Health care REITs are a good way to hold a long position in the health care industry while receiving a strong dividend yield. After the mortgage bubble burst in 2008, health care REITs took a huge hit in their share prices. From an asset valuation standpoint, this was a fairly justified move since the properties owned by the trusts lost substantial value and the leveraged positions of these trusts meant worsened positions for shareholders. Since the collapse, health care REIT shares have bounced back and are trading at prices similar to those before the collapse. In this article, I evaluate the performance of three top health care REITs over the last three years and then explain how the differences in their dividend yield appeal to different investor tastes.
Health Care REIT, Inc. (HCN): 5.6% Yield / 71.1% Debt/Equity
Health Care REIT was trading around $50 before the collapse, and by March 9th, 2009, shares dropped to $27.27. However, HCN was able to maintain their dividend stream. Starting in Q2 of 2008, Health Care REIT increased its dividend from $0.66 to $0.68. The 68 cent dividend continued until third quarter 2010, when HCN increased its dividend to 69 cents. Now it has a dividend of $0.715, which means a 5.6 percent dividend yield. Those investors who believed in Health Care REIT after the financial crisis obviously gained huge returns. Today, Health Care REIT is not a bargain since it is always at risk of returning to 2009 lows, but its yield looks very consistent and very high considering how low interest rates have gone. Health Care REIT has a market cap of $9.0 billion with $6.4 billion in total debt, making it the most leveraged REIT that I discuss in this article. Since it holds similar assets to HCP and Ventas, its higher yield is mostly attributed to its high leverage and more risk. Health Care REIT is a good investment choice for young investors who can take risks due to their potential longevity along with investors who have high risk appetites.
HCP, Inc (HCP): 5.15% Dividend Yield / 50.0% Debt/Equity
Health Care Property Investors’ performance has been very similar to its two health care REIT counterparts since 2008. Their share price dropped 60 percent from September 2008 to March 2009, but it was able to maintain its quarterly dividend and then increase it over the past year. Since the collapse, HCP shares trade at the same levels that they traded at before the collapse. HCP has a total debt of $7.6 billion and a market cap of $15.2 billion, making it the second most levered health care REIT on this list. Consequently, HCP also has the second highest dividend yield at 5.15 percent. HCP is a good health care REIT choice for investors with moderate risk appetites. This could mean middle aged investors, or monthly traders who want high returns, but do not have the time to constantly manage risky investments.

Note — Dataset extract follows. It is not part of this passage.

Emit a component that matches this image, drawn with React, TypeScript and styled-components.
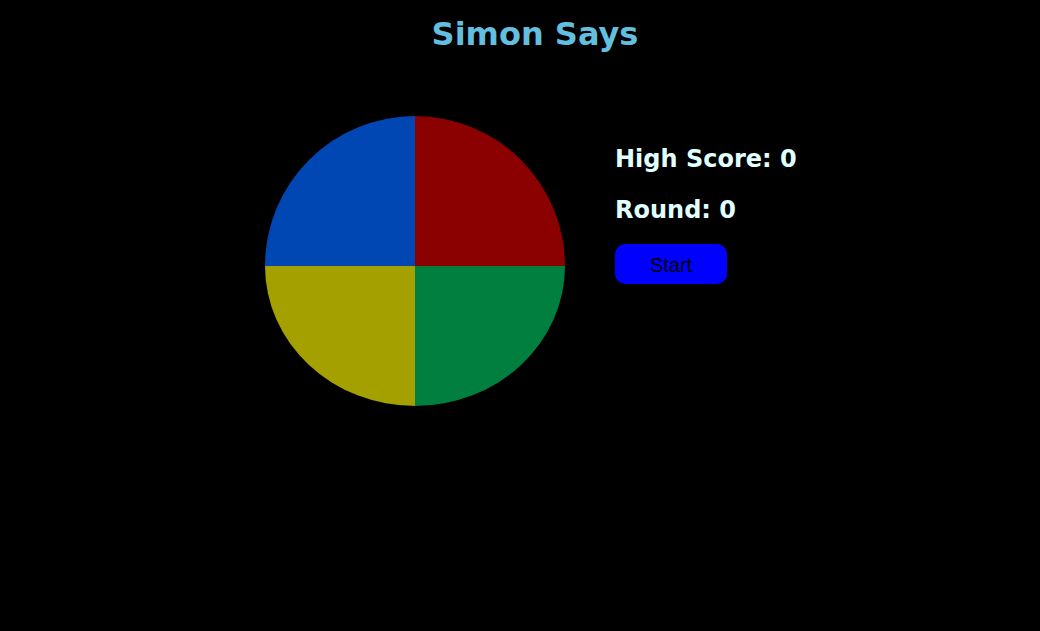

Ventas, Inc. (VTR): 4.3% Dividend Yield / 32.5% Debt/Equity
Ventas shares, trading in the $45 to $50 range before the financial crisis, plummeted to $20.41 at the close of March 6th. However, Ventas still was able to pay its quarterly 51 cent dividend which it began paying in 2008. Since then, Ventas increased its dividend to $0.575 in the second quarter of 2011 and paid its third quarter dividend in two installments, totaling to 57.5 cents. Ventas has a market cap of $15.4 billion with $5.0 billion in total debt, making it the least levered REIT on this list. Its 4.3 percent dividend yield is also the lowest on this list. Ventas is a good investment for older investors, who cannot risk losing their nest eggs, low risk investors, and long term investors who need to invest in securities with low leverage to avoid parts of their portfolios hitting absolute zero.
Breaking down similar trusts like this is a good way to understand the price of leverage for current investors. With this knowledge of how much investors will pay for risk, you will be better suited to evaluate your own risk appetite and make investments that are best for your capital. In addition, when volatile markets drastically change securities prices, investors can use their understanding of leverage pricing to spot inconsistencies in the market and turn profits off of buying or selling undervalued or overvalues stocks. It is this level of analysis that will allow investors in today’s tough market to earn strong returns and avoid disaster.
Disclosure: I have no positions in any stocks mentioned, and no plans to initiate any positions within the next 72 hours.